Task to carry out: Report how many lines hold the word "this"; answer with the number alone.

|---|

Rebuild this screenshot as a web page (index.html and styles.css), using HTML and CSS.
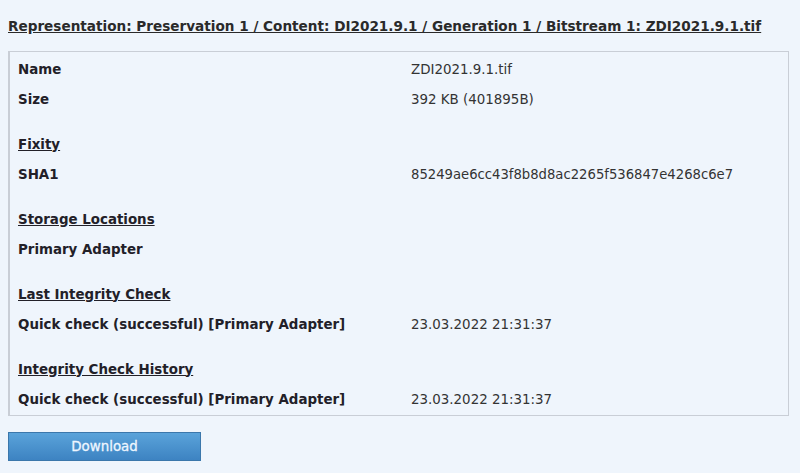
FILE: index.html
```html
<!DOCTYPE html>
<html>
<head>
<meta charset="utf-8">
<link rel="stylesheet" href="styles.css">
</head>
<body>
<div class="page">
  <h2 class="title">Representation: Preservation 1 / Content: DI2021.9.1 / Generation 1 / Bitstream 1: ZDI2021.9.1.tif</h2>
  <div class="box">
    <table class="info">
      <tr><th>Name</th><td>ZDI2021.9.1.tif</td></tr>
      <tr><th>Size</th><td>392 KB (401895B)</td></tr>
      <tr class="gap"><th></th><td></td></tr>
      <tr><th class="sec">Fixity</th><td></td></tr>
      <tr><th>SHA1</th><td class="hash">85249ae6cc43f8b8d8ac2265f536847e4268c6e7</td></tr>
      <tr class="gap"><th></th><td></td></tr>
      <tr><th class="sec">Storage Locations</th><td></td></tr>
      <tr><th>Primary Adapter</th><td></td></tr>
      <tr class="gap"><th></th><td></td></tr>
      <tr><th class="sec">Last Integrity Check</th><td></td></tr>
      <tr><th>Quick check (successful) [Primary Adapter]</th><td>23.03.2022 21:31:37</td></tr>
      <tr class="gap"><th></th><td></td></tr>
      <tr><th class="sec">Integrity Check History</th><td></td></tr>
      <tr><th>Quick check (successful) [Primary Adapter]</th><td>23.03.2022 21:31:37</td></tr>
    </table>
  </div>
  <button class="btn">Download</button>
</div>
</body>
</html>
```
FILE: styles.css
```css
html, body {
  margin: 0;
  padding: 0;
  background: #eff5fc;
}
body {
  font-family: "DejaVu Sans", Verdana, sans-serif;
  color: #222;
  width: 800px;
  height: 473px;
  overflow: hidden;
}
.page {
  padding: 16px 0 0 8px;
}
.title {
  margin: 0;
  font-size: 13.6px;
  font-weight: bold;
  text-decoration: underline;
  color: #2a2a2a;
  line-height: 20px;
}
.box {
  margin-top: 15px;
  width: 781px;
  height: 365px;
  border: 1px solid #c9ced6;
  border-left-width: 2px;
  box-sizing: border-box;
  padding: 2px 0 0 8px;
}
.info {
  border-collapse: collapse;
}
.info th {
  text-align: left;
  font-weight: bold;
  font-size: 13.4px;
  color: #222028;
  height: 30px;
  padding: 0;
  width: 393px;
  vertical-align: middle;
  white-space: nowrap;
}
.info td {
  font-size: 13.4px;
  color: #333;
  padding: 0;
  vertical-align: middle;
  white-space: nowrap;
}
.info td.hash {
  font-size: 13.2px;
}
.info tr.gap th, .info tr.gap td {
  height: 15px;
}
.sec {
  text-decoration: underline;
}
.btn {
  margin-top: 16px;
  width: 193px;
  height: 29px;
  border: 1px solid #3b77ab;
  background: linear-gradient(#5aa3da, #3d83c2);
  color: #eef6ff;
  font-family: "DejaVu Sans", Verdana, sans-serif;
  font-size: 13.4px;
  font-weight: normal;
  -webkit-text-stroke: 0.3px #eef6ff;
  padding: 0;
  display: block;
}
```
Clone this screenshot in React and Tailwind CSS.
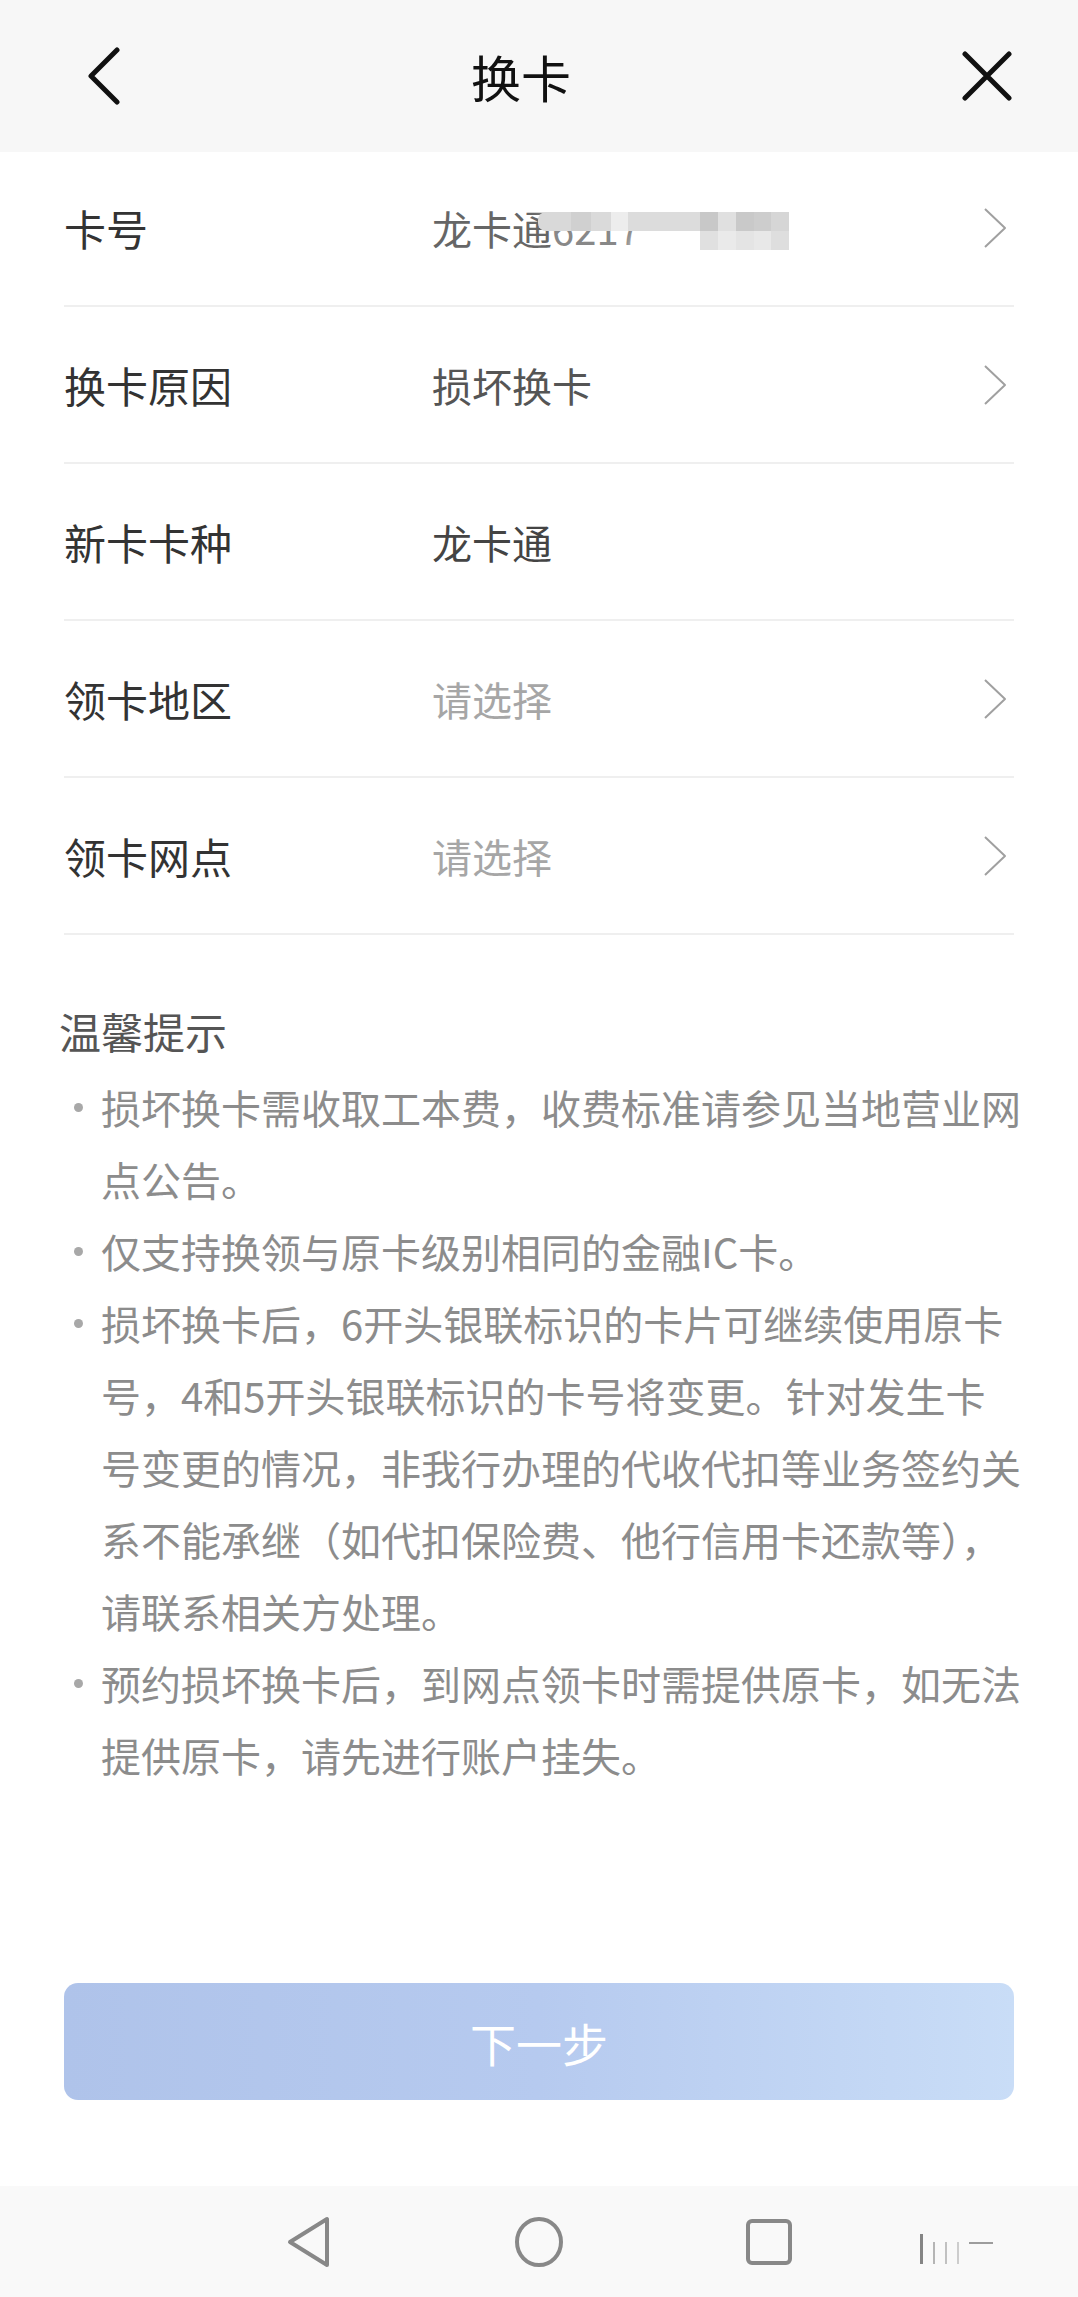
import React from "react";

const font = "font-['Noto_Sans_CJK_SC','Noto_Sans',sans-serif]";

function Chevron() {
  return (
    <svg width="30" height="42" viewBox="0 0 30 42" fill="none" className="shrink-0 mr-[4px]">
      <path d="M5 2 L25 21 L5 40" stroke="#a0a0a0" strokeWidth="2" strokeLinejoin="round" />
    </svg>
  );
}

function CardMask() {
  const top = [
    ["w-[33px]", "bg-[#d9d9d9]"],
    ["w-[20px]", "bg-[#d0d0d0]"],
    ["w-[20px]", "bg-[#dadada]"],
    ["w-[17px]", "bg-[#ededed]"],
    ["w-[72px]", "bg-[#dcdcdc]"],
    ["w-[18px]", "bg-[#c8c8c8]"],
    ["w-[18px]", "bg-[#e0e0e0]"],
    ["w-[18px]", "bg-[#c9c9c9]"],
    ["w-[17px]", "bg-[#cdcdcd]"],
    ["w-[18px]", "bg-[#d6d6d6]"],
  ];
  const bottom = [
    ["w-[18px]", "bg-[#e0e0e0]"],
    ["w-[18px]", "bg-[#eaeaea]"],
    ["w-[18px]", "bg-[#e4e4e4]"],
    ["w-[17px]", "bg-[#e8e8e8]"],
    ["w-[18px]", "bg-[#dedede]"],
  ];
  return (
    <span className="relative inline-flex items-center">
      <span className="text-[#888]">6217</span>
      <span className="absolute left-[80px] top-[22px] w-[90px] h-[34px] rounded-full bg-white blur-[5px]" />
      <span className="absolute left-[-14px] top-[-18px] w-[110px] h-[24px] rounded-full bg-white/50 blur-[5px]" />
      <span className="absolute left-[-14px] top-[4px] flex flex-col">
        <span className="flex h-[19px]">
          {top.map(([w, c], i) => (
            <span key={i} className={`${w} ${c} h-full block ${i === 0 ? "rounded-l-[8px]" : ""}`} />
          ))}
        </span>
        <span className="flex h-[19px] pl-[162px]">
          {bottom.map(([w, c], i) => (
            <span key={i} className={`${w} ${c} h-full block`} />
          ))}
        </span>
      </span>
    </span>
  );
}

function Row({ label, children, arrow = true }) {
  return (
    <div className="h-[157px] border-b-2 border-[#efefef] flex items-center">
      <div className="w-[368px] text-[42px] text-[#333] leading-none">{label}</div>
      <div className="flex-1 text-[40px] leading-none flex items-center">{children}</div>
      {arrow && <Chevron />}
    </div>
  );
}

const tips = [
  ["损坏换卡需收取工本费，收费标准请参见当地营业网", "点公告。"],
  ["仅支持换领与原卡级别相同的金融IC卡。"],
  [
    "损坏换卡后，6开头银联标识的卡片可继续使用原卡",
    "号，4和5开头银联标识的卡号将变更。针对发生卡",
    "号变更的情况，非我行办理的代收代扣等业务签约关",
    "系不能承继（如代扣保险费、他行信用卡还款等），",
    "请联系相关方处理。",
  ],
  ["预约损坏换卡后，到网点领卡时需提供原卡，如无法", "提供原卡，请先进行账户挂失。"],
];

export default function App() {
  return (
    <div className={`w-[1078px] h-[2297px] bg-white flex flex-col overflow-hidden ${font}`}>
      {/* top bar */}
      <div className="h-[152px] bg-[#f7f7f7] flex items-center pl-[86px] pr-[66px] shrink-0">
        <svg width="36" height="58" viewBox="0 0 36 58" fill="none">
          <path d="M31 3 L5 29 L31 55" stroke="#111" strokeWidth="5" strokeLinecap="round" strokeLinejoin="round" />
        </svg>
        <div className="flex-1 text-center text-[50px] text-[#111] pr-[42px] leading-none">换卡</div>
        <svg width="50" height="50" viewBox="0 0 50 50" fill="none">
          <path d="M3 3 L47 47 M47 3 L3 47" stroke="#111" strokeWidth="5" strokeLinecap="round" />
        </svg>
      </div>

      {/* form rows */}
      <div className="px-[64px] -mt-[2px]">
        <Row label="卡号">
          <span className="text-[#666]">龙卡通</span>
          <CardMask />
        </Row>
        <Row label="换卡原因">
          <span className="text-[#555]">损坏换卡</span>
        </Row>
        <Row label="新卡卡种" arrow={false}>
          <span className="text-[#444]">龙卡通</span>
        </Row>
        <Row label="领卡地区">
          <span className="text-[#a6a6a6]">请选择</span>
        </Row>
        <Row label="领卡网点">
          <span className="text-[#a6a6a6]">请选择</span>
        </Row>
      </div>

      {/* tips */}
      <div className="pl-[59px] mt-[66px]">
        <div className="text-[42px] leading-[60px] text-[#555]">温馨提示</div>
        <div className="mt-[10px] flex flex-col">
          {tips.map((lines, i) => (
            <div key={i} className="flex">
              <div className="w-[42px] h-[72px] flex items-center pl-[15px] shrink-0">
                <span className="w-[9px] h-[9px] rounded-full bg-[#a8a8a8] block" />
              </div>
              <div className="text-[40px] leading-[72px] text-[#8c8c8c] whitespace-nowrap">
                {lines.map((l, j) => (
                  <div key={j}>{l}</div>
                ))}
              </div>
            </div>
          ))}
        </div>
      </div>

      {/* next button */}
      <div className="px-[64px] mt-[192px]">
        <div className="h-[117px] rounded-[14px] bg-gradient-to-r from-[#afc3ea] via-[#b6caef] to-[#c9ddf7] flex items-center justify-center">
          <span className="text-white text-[46px] leading-none">下一步</span>
        </div>
      </div>

      {/* system nav bar */}
      <div className="mt-auto h-[111px] bg-[#f9f9f9] flex items-center justify-center relative">
        <div className="flex items-center gap-[181px]">
          <svg width="48" height="52" viewBox="0 0 48 52" fill="none">
            <path d="M42 3 L42 49 L5 26 Z" stroke="#888" strokeWidth="4" strokeLinejoin="round" />
          </svg>
          <svg width="50" height="52" viewBox="0 0 50 52" fill="none">
            <ellipse cx="25" cy="26" rx="22" ry="23" stroke="#888" strokeWidth="4" />
          </svg>
          <svg width="48" height="48" viewBox="0 0 48 48" fill="none">
            <rect x="3" y="3" width="42" height="42" rx="4" stroke="#888" strokeWidth="4" />
          </svg>
        </div>
        <div className="absolute left-[920px] top-[48px] flex items-end gap-[10px] opacity-70">
          <span className="w-[3px] h-[30px] bg-[#555] block" />
          <span className="w-[2px] h-[22px] bg-[#999] block" />
          <span className="w-[2px] h-[22px] bg-[#aaa] block" />
          <span className="w-[2px] h-[22px] bg-[#bbb] block" />
          <span className="w-[24px] h-[2px] bg-[#777] block mb-[20px]" />
        </div>
      </div>
    </div>
  );
}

|---|

Result: 2